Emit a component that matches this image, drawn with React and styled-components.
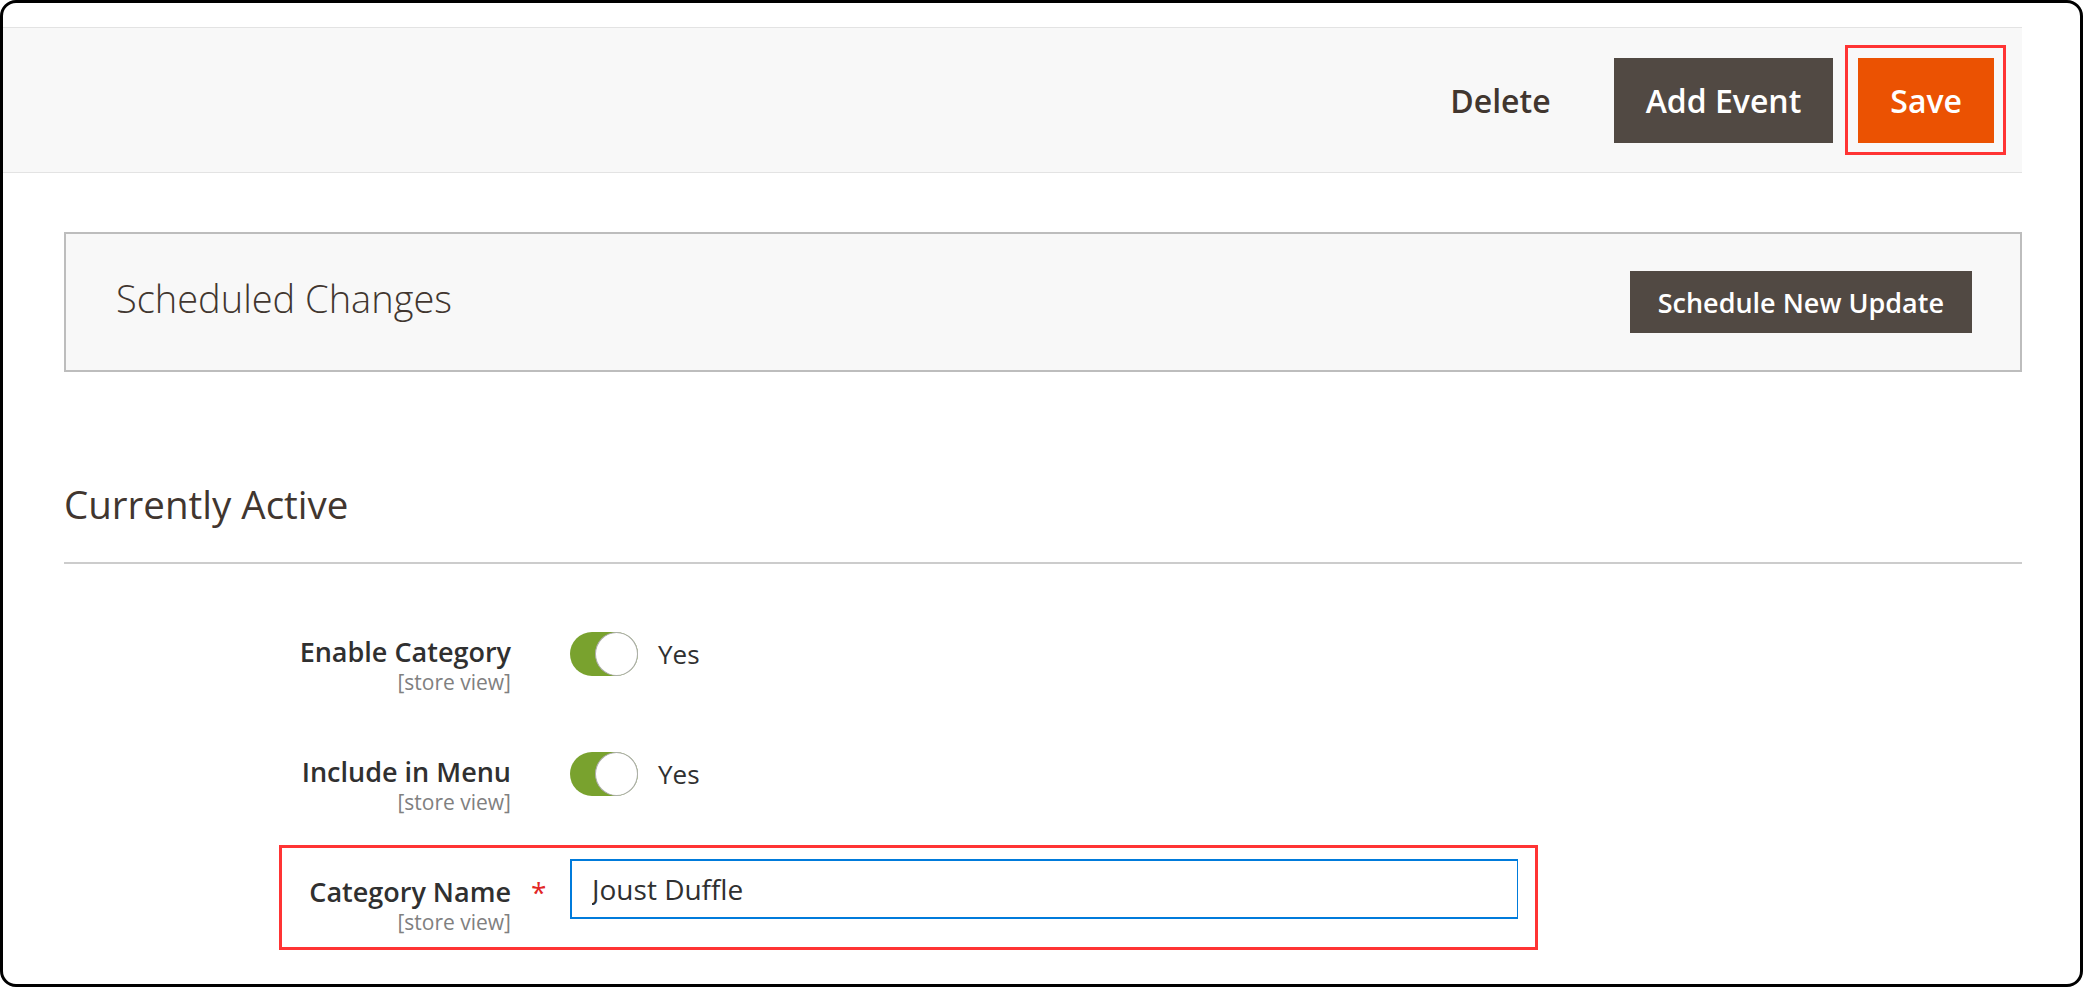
import React from 'react';
import styled, { createGlobalStyle } from 'styled-components';

const GlobalStyle = createGlobalStyle`
  html, body {
    margin: 0;
    padding: 0;
    background: #ffffff;
  }
  body {
    font-family: 'Open Sans', 'DejaVu Sans', sans-serif;
    color: #303030;
  }
  * {
    box-sizing: border-box;
  }
`;

const Frame = styled.div`
  width: 2083px;
  height: 987px;
  border: 3px solid #000000;
  border-radius: 16px;
  overflow: hidden;
  background: #ffffff;
`;

const Page = styled.div`
  margin-right: 58px;
  padding-top: 24px;
`;

const ActionsBar = styled.div`
  height: 146px;
  background: #f8f8f8;
  border-top: 1px solid #e3e3e3;
  border-bottom: 1px solid #e3e3e3;
  display: flex;
  align-items: center;
  justify-content: flex-end;
  gap: 25px;
  padding-right: 28px;
`;

const ActionButton = styled.button`
  position: relative;
  height: 85px;
  padding: 0 ${props => (props.$kind === 'link' ? '38px 0 0' : '32px')};
  border: none;
  border-radius: 0;
  font-family: 'Open Sans', sans-serif;
  font-size: 32px;
  font-weight: 600;
  cursor: pointer;
  color: ${props => (props.$kind === 'link' ? '#41362f' : '#ffffff')};
  background: ${props =>
    props.$kind === 'primary' ? '#eb5202' : props.$kind === 'secondary' ? '#514943' : 'transparent'};

  ${props =>
    props.$marked &&
    `
    &::after {
      content: '';
      position: absolute;
      top: -13px;
      bottom: -12px;
      left: -13px;
      right: -12px;
      border: 3px solid #ff3434;
      pointer-events: none;
    }
  `}
`;

const Content = styled.div`
  margin-left: 61px;
`;

const ScheduleBox = styled.div`
  margin-top: 59px;
  height: 140px;
  background: #f8f8f8;
  border: 2px solid #bdbdbd;
  display: flex;
  align-items: center;
  justify-content: space-between;
  padding: 0 48px 0 50px;
`;

const ScheduleTitle = styled.h2`
  margin: 0 0 8px;
  font-size: 38px;
  font-weight: 300;
  color: #41362f;
  line-height: 44px;
`;

const SmallButton = styled.button`
  height: 62px;
  padding: 0 28px;
  border: none;
  background: #514943;
  color: #ffffff;
  font-family: 'Open Sans', sans-serif;
  font-size: 27px;
  font-weight: 600;
  cursor: pointer;
`;

const SectionTitle = styled.h2`
  margin: 110px 0 0;
  padding-bottom: 36px;
  border-bottom: 2px solid #cccccc;
  font-size: 38.5px;
  font-weight: 400;
  line-height: 44px;
  color: #41362f;
`;

const Fieldset = styled.div`
  padding-top: 55px;
  padding-left: 218px;
`;

const Field = styled.div`
  position: relative;
  width: 1236px;
  height: 75px;
  margin-bottom: 45px;
  display: grid;
  grid-template-columns: 229px 59px 948px;
  align-items: start;

  ${props =>
    props.$marked &&
    `
    &::before {
      content: '';
      position: absolute;
      top: -14px;
      bottom: -16px;
      left: -3px;
      right: -20px;
      border: 3px solid #ff3434;
      pointer-events: none;
    }
  `}
`;

const Label = styled.div`
  padding-top: 15px;
  text-align: right;
`;

const LabelText = styled.div`
  font-size: 27px;
  font-weight: 600;
  line-height: 36px;
  color: #303030;
`;

const Scope = styled.div`
  font-size: 21px;
  line-height: 24px;
  color: #808080;
`;

const Required = styled.div`
  padding: 15px 0 0 20px;
  font-size: 28px;
  line-height: 36px;
  color: #e22626;
`;

const Control = styled.div`
  display: flex;
  align-items: center;
  gap: 20px;
  margin-top: ${props => props.$offset || 0}px;
`;

const Switch = styled.div`
  width: 68px;
  height: 44px;
  border-radius: 22px;
  background: #79a22e;
  display: flex;
  justify-content: flex-end;
`;

const Knob = styled.div`
  width: 43px;
  height: 44px;
  border-radius: 50%;
  background: #ffffff;
  border: 1px solid #adadad;
`;

const SwitchText = styled.span`
  font-size: 26px;
  line-height: 36px;
  color: #303030;
`;

const TextInput = styled.input`
  width: 948px;
  height: 60px;
  border: 2px solid #007bdb;
  border-right-width: 1px;
  padding: 0 20px;
  font-family: 'Open Sans', sans-serif;
  font-size: 28px;
  color: #303030;
  outline: none;
  background: #ffffff;
`;

const ToggleField = ({ label }) => (
  <Field>
    <Label>
      <LabelText>{label}</LabelText>
      <Scope>[store view]</Scope>
    </Label>
    <div />
    <Control $offset={13}>
      <Switch>
        <Knob />
      </Switch>
      <SwitchText>Yes</SwitchText>
    </Control>
  </Field>
);

export default function App() {
  return (
    <>
      <GlobalStyle />
      <Frame>
        <Page>
          <ActionsBar>
            <ActionButton $kind="link">Delete</ActionButton>
            <ActionButton $kind="secondary">Add Event</ActionButton>
            <ActionButton $kind="primary" $marked>
              Save
            </ActionButton>
          </ActionsBar>

          <Content>
            <ScheduleBox>
              <ScheduleTitle>Scheduled Changes</ScheduleTitle>
              <SmallButton>Schedule New Update</SmallButton>
            </ScheduleBox>

            <SectionTitle>Currently Active</SectionTitle>

            <Fieldset>
              <ToggleField label="Enable Category" />
              <ToggleField label="Include in Menu" />
              <Field $marked>
                <Label>
                  <LabelText>Category Name</LabelText>
                  <Scope>[store view]</Scope>
                </Label>
                <Required>*</Required>
                <Control>
                  <TextInput defaultValue="Joust Duffle" />
                </Control>
              </Field>
            </Fieldset>
          </Content>
        </Page>
      </Frame>
    </>
  );
}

**What you should do**
Copy out all the data exactly; skip the pictures.

**Reply**
Emit a component that matches this image, drawn with React and styled-components.
import React from 'react';
import styled, { createGlobalStyle } from 'styled-components';

const GlobalStyle = createGlobalStyle`
  html, body {
    margin: 0;
    padding: 0;
    background: #ffffff;
  }
  body {
    font-family: 'Open Sans', 'DejaVu Sans', sans-serif;
    color: #303030;
  }
  * {
    box-sizing: border-box;
  }
`;

const Frame = styled.div`
  width: 2083px;
  height: 987px;
  border: 3px solid #000000;
  border-radius: 16px;
  overflow: hidden;
  background: #ffffff;
`;

const Page = styled.div`
  margin-right: 58px;
  padding-top: 24px;
`;

const ActionsBar = styled.div`
  height: 146px;
  background: #f8f8f8;
  border-top: 1px solid #e3e3e3;
  border-bottom: 1px solid #e3e3e3;
  display: flex;
  align-items: center;
  justify-content: flex-end;
  gap: 25px;
  padding-right: 28px;
`;

const ActionButton = styled.button`
  position: relative;
  height: 85px;
  padding: 0 ${props => (props.$kind === 'link' ? '38px 0 0' : '32px')};
  border: none;
  border-radius: 0;
  font-family: 'Open Sans', sans-serif;
  font-size: 32px;
  font-weight: 600;
  cursor: pointer;
  color: ${props => (props.$kind === 'link' ? '#41362f' : '#ffffff')};
  background: ${props =>
    props.$kind === 'primary' ? '#eb5202' : props.$kind === 'secondary' ? '#514943' : 'transparent'};

  ${props =>
    props.$marked &&
    `
    &::after {
      content: '';
      position: absolute;
      top: -13px;
      bottom: -12px;
      left: -13px;
      right: -12px;
      border: 3px solid #ff3434;
      pointer-events: none;
    }
  `}
`;

const Content = styled.div`
  margin-left: 61px;
`;

const ScheduleBox = styled.div`
  margin-top: 59px;
  height: 140px;
  background: #f8f8f8;
  border: 2px solid #bdbdbd;
  display: flex;
  align-items: center;
  justify-content: space-between;
  padding: 0 48px 0 50px;
`;

const ScheduleTitle = styled.h2`
  margin: 0 0 8px;
  font-size: 38px;
  font-weight: 300;
  color: #41362f;
  line-height: 44px;
`;

const SmallButton = styled.button`
  height: 62px;
  padding: 0 28px;
  border: none;
  background: #514943;
  color: #ffffff;
  font-family: 'Open Sans', sans-serif;
  font-size: 27px;
  font-weight: 600;
  cursor: pointer;
`;

const SectionTitle = styled.h2`
  margin: 110px 0 0;
  padding-bottom: 36px;
  border-bottom: 2px solid #cccccc;
  font-size: 38.5px;
  font-weight: 400;
  line-height: 44px;
  color: #41362f;
`;

const Fieldset = styled.div`
  padding-top: 55px;
  padding-left: 218px;
`;

const Field = styled.div`
  position: relative;
  width: 1236px;
  height: 75px;
  margin-bottom: 45px;
  display: grid;
  grid-template-columns: 229px 59px 948px;
  align-items: start;

  ${props =>
    props.$marked &&
    `
    &::before {
      content: '';
      position: absolute;
      top: -14px;
      bottom: -16px;
      left: -3px;
      right: -20px;
      border: 3px solid #ff3434;
      pointer-events: none;
    }
  `}
`;

const Label = styled.div`
  padding-top: 15px;
  text-align: right;
`;

const LabelText = styled.div`
  font-size: 27px;
  font-weight: 600;
  line-height: 36px;
  color: #303030;
`;

const Scope = styled.div`
  font-size: 21px;
  line-height: 24px;
  color: #808080;
`;

const Required = styled.div`
  padding: 15px 0 0 20px;
  font-size: 28px;
  line-height: 36px;
  color: #e22626;
`;

const Control = styled.div`
  display: flex;
  align-items: center;
  gap: 20px;
  margin-top: ${props => props.$offset || 0}px;
`;

const Switch = styled.div`
  width: 68px;
  height: 44px;
  border-radius: 22px;
  background: #79a22e;
  display: flex;
  justify-content: flex-end;
`;

const Knob = styled.div`
  width: 43px;
  height: 44px;
  border-radius: 50%;
  background: #ffffff;
  border: 1px solid #adadad;
`;

const SwitchText = styled.span`
  font-size: 26px;
  line-height: 36px;
  color: #303030;
`;

const TextInput = styled.input`
  width: 948px;
  height: 60px;
  border: 2px solid #007bdb;
  border-right-width: 1px;
  padding: 0 20px;
  font-family: 'Open Sans', sans-serif;
  font-size: 28px;
  color: #303030;
  outline: none;
  background: #ffffff;
`;

const ToggleField = ({ label }) => (
  <Field>
    <Label>
      <LabelText>{label}</LabelText>
      <Scope>[store view]</Scope>
    </Label>
    <div />
    <Control $offset={13}>
      <Switch>
        <Knob />
      </Switch>
      <SwitchText>Yes</SwitchText>
    </Control>
  </Field>
);

export default function App() {
  return (
    <>
      <GlobalStyle />
      <Frame>
        <Page>
          <ActionsBar>
            <ActionButton $kind="link">Delete</ActionButton>
            <ActionButton $kind="secondary">Add Event</ActionButton>
            <ActionButton $kind="primary" $marked>
              Save
            </ActionButton>
          </ActionsBar>

          <Content>
            <ScheduleBox>
              <ScheduleTitle>Scheduled Changes</ScheduleTitle>
              <SmallButton>Schedule New Update</SmallButton>
            </ScheduleBox>

            <SectionTitle>Currently Active</SectionTitle>

            <Fieldset>
              <ToggleField label="Enable Category" />
              <ToggleField label="Include in Menu" />
              <Field $marked>
                <Label>
                  <LabelText>Category Name</LabelText>
                  <Scope>[store view]</Scope>
                </Label>
                <Required>*</Required>
                <Control>
                  <TextInput defaultValue="Joust Duffle" />
                </Control>
              </Field>
            </Fieldset>
          </Content>
        </Page>
      </Frame>
    </>
  );
}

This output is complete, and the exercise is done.